**Work required:** Restate the full listing word for word and leave the pictures out.

"""

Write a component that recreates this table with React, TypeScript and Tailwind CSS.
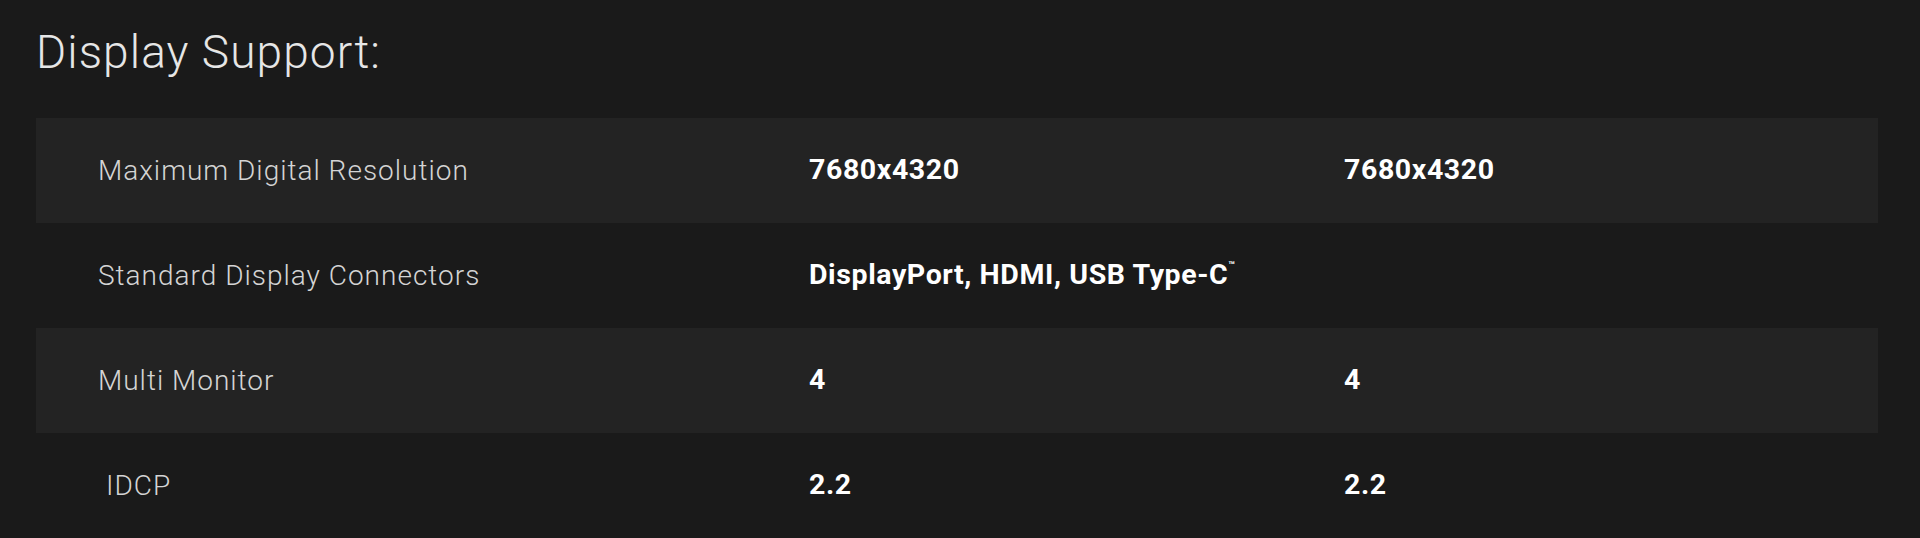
const rows = [
  { label: "Maximum Digital Resolution", values: ["7680x4320", "7680x4320"] },
  { label: "Standard Display Connectors", values: ["DisplayPort, HDMI, USB Type-C", ""], tm: true },
  { label: "Multi Monitor", values: ["4", "4"] },
  { label: "IDCP", values: ["2.2", "2.2"], indent: true },
];

const App = () => {
  return (
    <div
      className="min-h-[538px] w-full bg-[#1a1a1a] pl-[36px] pr-[42px] pt-[29px] overflow-hidden"
      style={{ fontFamily: "Roboto, 'Liberation Sans', sans-serif" }}
    >
      <h2 className="text-[46px] leading-none font-light text-[#e6e6e6] tracking-[1.1px] mb-[43px]">
        Display Support:
      </h2>

      <div className="flex flex-col">
        {rows.map((row, i) => (
          <div
            key={row.label}
            className={`grid grid-cols-[711px_535px_1fr] items-center h-[105px] pl-[62px] ${
              i % 2 === 0 ? "bg-[#232323]" : "bg-transparent"
            }`}
          >
            <div
              className={`text-[28px] font-light text-[#d4d4d4] tracking-[1px] ${
                row.indent ? "pl-[8px]" : ""
              }`}
            >
              {row.label}
            </div>
            <div className="text-[28.5px] font-bold text-white tracking-[0.6px] whitespace-nowrap">
              {row.values[0]}
              {row.tm && (
                <span className="text-[11px] font-bold align-top relative top-[4px]">™</span>
              )}
            </div>
            <div className="text-[28.5px] font-bold text-white tracking-[0.6px]">
              {row.values[1]}
            </div>
          </div>
        ))}
      </div>
    </div>
  );
};

export default App;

"""

**Response to the task:**
Write a component that recreates this table with React, TypeScript and Tailwind CSS.
const rows = [
  { label: "Maximum Digital Resolution", values: ["7680x4320", "7680x4320"] },
  { label: "Standard Display Connectors", values: ["DisplayPort, HDMI, USB Type-C", ""], tm: true },
  { label: "Multi Monitor", values: ["4", "4"] },
  { label: "IDCP", values: ["2.2", "2.2"], indent: true },
];

const App = () => {
  return (
    <div
      className="min-h-[538px] w-full bg-[#1a1a1a] pl-[36px] pr-[42px] pt-[29px] overflow-hidden"
      style={{ fontFamily: "Roboto, 'Liberation Sans', sans-serif" }}
    >
      <h2 className="text-[46px] leading-none font-light text-[#e6e6e6] tracking-[1.1px] mb-[43px]">
        Display Support:
      </h2>

      <div className="flex flex-col">
        {rows.map((row, i) => (
          <div
            key={row.label}
            className={`grid grid-cols-[711px_535px_1fr] items-center h-[105px] pl-[62px] ${
              i % 2 === 0 ? "bg-[#232323]" : "bg-transparent"
            }`}
          >
            <div
              className={`text-[28px] font-light text-[#d4d4d4] tracking-[1px] ${
                row.indent ? "pl-[8px]" : ""
              }`}
            >
              {row.label}
            </div>
            <div className="text-[28.5px] font-bold text-white tracking-[0.6px] whitespace-nowrap">
              {row.values[0]}
              {row.tm && (
                <span className="text-[11px] font-bold align-top relative top-[4px]">™</span>
              )}
            </div>
            <div className="text-[28.5px] font-bold text-white tracking-[0.6px]">
              {row.values[1]}
            </div>
          </div>
        ))}
      </div>
    </div>
  );
};

export default App;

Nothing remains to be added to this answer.